— Exercise task —
Extract word for word the lines of the listing from its start to the line holding "import React from", both ends kept; pictures are not part of the copy.

— Given data —

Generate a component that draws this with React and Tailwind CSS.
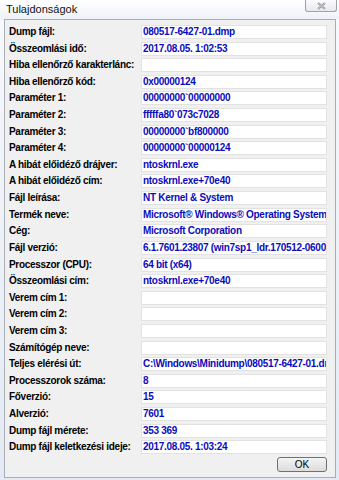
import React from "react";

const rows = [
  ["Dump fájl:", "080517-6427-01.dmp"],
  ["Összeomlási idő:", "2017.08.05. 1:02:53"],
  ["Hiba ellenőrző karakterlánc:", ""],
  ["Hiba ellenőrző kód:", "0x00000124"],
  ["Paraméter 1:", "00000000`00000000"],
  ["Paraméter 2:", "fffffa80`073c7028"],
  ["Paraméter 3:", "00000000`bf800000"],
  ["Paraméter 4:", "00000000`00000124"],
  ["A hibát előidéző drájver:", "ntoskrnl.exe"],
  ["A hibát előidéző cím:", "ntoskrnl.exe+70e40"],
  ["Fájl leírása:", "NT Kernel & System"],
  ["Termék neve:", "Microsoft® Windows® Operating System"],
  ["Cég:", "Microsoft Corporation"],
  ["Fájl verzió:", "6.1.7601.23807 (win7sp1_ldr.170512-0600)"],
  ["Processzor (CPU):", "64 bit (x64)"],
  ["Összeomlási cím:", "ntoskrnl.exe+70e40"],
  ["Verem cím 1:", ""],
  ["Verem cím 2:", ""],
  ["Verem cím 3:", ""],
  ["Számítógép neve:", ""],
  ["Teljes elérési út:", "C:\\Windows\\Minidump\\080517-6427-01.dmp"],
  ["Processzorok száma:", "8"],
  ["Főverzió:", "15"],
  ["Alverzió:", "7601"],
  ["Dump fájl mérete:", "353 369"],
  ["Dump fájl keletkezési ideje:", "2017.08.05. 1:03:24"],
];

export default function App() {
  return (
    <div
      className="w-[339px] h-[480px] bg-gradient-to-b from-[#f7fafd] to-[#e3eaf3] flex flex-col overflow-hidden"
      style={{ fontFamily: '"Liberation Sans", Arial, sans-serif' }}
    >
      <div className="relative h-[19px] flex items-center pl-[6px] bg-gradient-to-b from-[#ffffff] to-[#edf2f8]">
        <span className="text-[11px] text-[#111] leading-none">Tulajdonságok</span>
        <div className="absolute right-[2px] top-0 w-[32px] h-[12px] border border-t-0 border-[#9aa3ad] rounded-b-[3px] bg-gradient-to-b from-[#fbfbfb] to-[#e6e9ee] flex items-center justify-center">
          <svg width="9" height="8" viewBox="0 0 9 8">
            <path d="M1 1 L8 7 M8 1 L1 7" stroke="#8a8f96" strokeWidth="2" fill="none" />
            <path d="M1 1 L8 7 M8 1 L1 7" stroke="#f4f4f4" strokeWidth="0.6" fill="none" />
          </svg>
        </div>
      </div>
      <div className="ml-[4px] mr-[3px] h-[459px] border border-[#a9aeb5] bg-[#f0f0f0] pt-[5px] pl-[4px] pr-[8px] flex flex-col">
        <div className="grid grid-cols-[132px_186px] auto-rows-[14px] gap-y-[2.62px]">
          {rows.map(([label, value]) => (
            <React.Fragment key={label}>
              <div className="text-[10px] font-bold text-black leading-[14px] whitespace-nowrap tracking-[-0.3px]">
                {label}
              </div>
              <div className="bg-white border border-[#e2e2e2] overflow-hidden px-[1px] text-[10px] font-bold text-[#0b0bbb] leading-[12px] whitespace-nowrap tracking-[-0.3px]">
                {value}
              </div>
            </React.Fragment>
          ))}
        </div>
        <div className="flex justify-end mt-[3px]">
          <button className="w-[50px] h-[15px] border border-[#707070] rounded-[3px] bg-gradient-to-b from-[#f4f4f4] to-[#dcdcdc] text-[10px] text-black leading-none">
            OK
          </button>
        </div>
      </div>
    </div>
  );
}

— The answer —
Generate a component that draws this with React and Tailwind CSS.
import React from "react";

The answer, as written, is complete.